== EXTRACTED RECORDS ==
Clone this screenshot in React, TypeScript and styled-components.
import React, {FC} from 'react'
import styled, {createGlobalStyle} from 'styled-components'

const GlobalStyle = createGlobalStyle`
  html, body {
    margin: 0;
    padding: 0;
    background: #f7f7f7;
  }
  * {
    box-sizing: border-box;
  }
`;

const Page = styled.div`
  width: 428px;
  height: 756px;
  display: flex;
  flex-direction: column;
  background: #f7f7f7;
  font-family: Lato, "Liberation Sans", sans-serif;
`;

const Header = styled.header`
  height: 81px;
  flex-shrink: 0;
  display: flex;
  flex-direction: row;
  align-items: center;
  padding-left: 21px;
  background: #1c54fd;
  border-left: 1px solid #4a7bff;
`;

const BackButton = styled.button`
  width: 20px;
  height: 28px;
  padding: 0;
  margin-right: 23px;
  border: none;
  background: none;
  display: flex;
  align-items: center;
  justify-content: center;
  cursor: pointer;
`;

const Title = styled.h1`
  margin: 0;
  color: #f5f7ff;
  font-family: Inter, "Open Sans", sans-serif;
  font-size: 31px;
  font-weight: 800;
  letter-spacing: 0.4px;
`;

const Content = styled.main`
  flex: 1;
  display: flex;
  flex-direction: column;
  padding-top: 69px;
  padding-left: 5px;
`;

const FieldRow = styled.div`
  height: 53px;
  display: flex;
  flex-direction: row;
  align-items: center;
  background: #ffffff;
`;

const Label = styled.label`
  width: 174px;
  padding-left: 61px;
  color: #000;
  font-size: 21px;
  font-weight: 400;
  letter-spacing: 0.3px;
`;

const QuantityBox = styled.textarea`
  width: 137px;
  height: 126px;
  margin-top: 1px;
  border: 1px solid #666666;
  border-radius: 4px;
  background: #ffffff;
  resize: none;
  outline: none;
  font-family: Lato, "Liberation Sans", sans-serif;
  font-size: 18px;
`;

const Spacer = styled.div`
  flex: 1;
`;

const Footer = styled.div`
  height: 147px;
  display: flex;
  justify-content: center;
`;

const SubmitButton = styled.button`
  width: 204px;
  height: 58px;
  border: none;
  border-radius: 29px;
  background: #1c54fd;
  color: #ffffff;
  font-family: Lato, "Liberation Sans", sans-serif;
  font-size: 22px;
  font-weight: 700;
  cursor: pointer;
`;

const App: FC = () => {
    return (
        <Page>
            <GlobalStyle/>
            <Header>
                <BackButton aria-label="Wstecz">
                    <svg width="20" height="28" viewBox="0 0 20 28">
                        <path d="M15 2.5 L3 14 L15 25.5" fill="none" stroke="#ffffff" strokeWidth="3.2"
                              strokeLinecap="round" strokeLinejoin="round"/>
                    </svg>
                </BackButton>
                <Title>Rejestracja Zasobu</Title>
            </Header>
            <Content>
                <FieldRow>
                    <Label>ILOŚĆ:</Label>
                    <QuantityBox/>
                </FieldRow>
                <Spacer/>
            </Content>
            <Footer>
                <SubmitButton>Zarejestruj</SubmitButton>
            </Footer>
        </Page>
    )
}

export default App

--

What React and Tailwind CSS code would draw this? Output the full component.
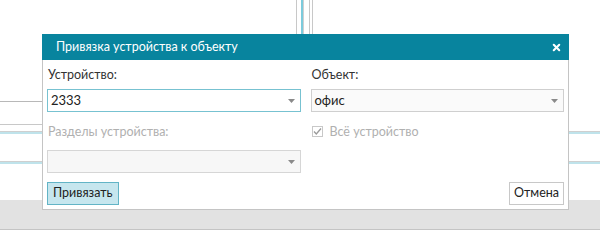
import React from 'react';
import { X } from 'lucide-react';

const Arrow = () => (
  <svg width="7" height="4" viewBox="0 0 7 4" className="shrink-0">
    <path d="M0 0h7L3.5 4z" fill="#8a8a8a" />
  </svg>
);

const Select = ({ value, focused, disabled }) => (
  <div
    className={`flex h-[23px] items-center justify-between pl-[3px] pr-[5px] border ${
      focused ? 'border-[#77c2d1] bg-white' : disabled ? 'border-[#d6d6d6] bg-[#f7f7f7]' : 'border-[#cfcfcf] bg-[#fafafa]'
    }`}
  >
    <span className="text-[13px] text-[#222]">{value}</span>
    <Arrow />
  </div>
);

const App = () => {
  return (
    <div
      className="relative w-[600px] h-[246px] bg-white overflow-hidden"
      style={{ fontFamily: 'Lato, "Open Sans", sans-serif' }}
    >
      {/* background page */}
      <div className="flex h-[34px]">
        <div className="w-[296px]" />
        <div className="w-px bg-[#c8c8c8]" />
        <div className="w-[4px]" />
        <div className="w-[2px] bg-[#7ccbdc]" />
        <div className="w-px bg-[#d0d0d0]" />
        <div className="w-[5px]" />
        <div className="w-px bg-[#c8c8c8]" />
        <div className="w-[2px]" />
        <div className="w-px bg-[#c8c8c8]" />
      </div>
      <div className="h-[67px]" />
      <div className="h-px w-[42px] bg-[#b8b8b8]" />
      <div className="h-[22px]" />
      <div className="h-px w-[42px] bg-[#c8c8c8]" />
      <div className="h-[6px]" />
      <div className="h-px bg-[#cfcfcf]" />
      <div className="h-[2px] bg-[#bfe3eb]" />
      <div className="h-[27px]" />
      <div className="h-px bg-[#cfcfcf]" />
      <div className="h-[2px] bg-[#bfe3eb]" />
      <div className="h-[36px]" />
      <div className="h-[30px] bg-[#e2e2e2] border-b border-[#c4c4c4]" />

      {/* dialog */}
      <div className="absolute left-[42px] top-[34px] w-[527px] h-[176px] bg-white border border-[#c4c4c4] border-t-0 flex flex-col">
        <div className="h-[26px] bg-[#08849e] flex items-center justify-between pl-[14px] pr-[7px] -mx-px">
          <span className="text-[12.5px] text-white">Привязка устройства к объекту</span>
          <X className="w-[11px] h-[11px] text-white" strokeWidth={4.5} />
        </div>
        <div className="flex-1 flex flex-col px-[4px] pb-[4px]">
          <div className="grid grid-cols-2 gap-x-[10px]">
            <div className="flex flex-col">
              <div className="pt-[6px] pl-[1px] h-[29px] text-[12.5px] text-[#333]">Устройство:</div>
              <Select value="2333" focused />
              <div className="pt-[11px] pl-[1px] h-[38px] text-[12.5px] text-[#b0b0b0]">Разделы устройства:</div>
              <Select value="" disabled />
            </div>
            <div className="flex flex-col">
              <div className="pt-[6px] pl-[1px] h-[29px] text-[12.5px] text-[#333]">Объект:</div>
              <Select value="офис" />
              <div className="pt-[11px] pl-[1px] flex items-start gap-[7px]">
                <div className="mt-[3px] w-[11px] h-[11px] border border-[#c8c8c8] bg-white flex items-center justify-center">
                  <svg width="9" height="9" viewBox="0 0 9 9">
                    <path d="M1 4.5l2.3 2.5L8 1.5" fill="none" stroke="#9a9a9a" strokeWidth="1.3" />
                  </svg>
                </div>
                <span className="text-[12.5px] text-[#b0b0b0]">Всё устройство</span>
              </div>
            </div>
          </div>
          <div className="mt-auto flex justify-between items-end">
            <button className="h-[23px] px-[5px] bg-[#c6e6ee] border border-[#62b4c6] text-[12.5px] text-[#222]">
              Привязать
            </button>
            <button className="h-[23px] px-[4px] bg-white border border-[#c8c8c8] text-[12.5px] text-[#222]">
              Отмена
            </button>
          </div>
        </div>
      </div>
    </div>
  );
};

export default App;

== YOUR INSTRUCTIONS ==
Out of the records, collect only those lines that contain the string "this".

== EXERCISE RESULT ==
Clone this screenshot in React, TypeScript and styled-components.
What React and Tailwind CSS code would draw this? Output the full component.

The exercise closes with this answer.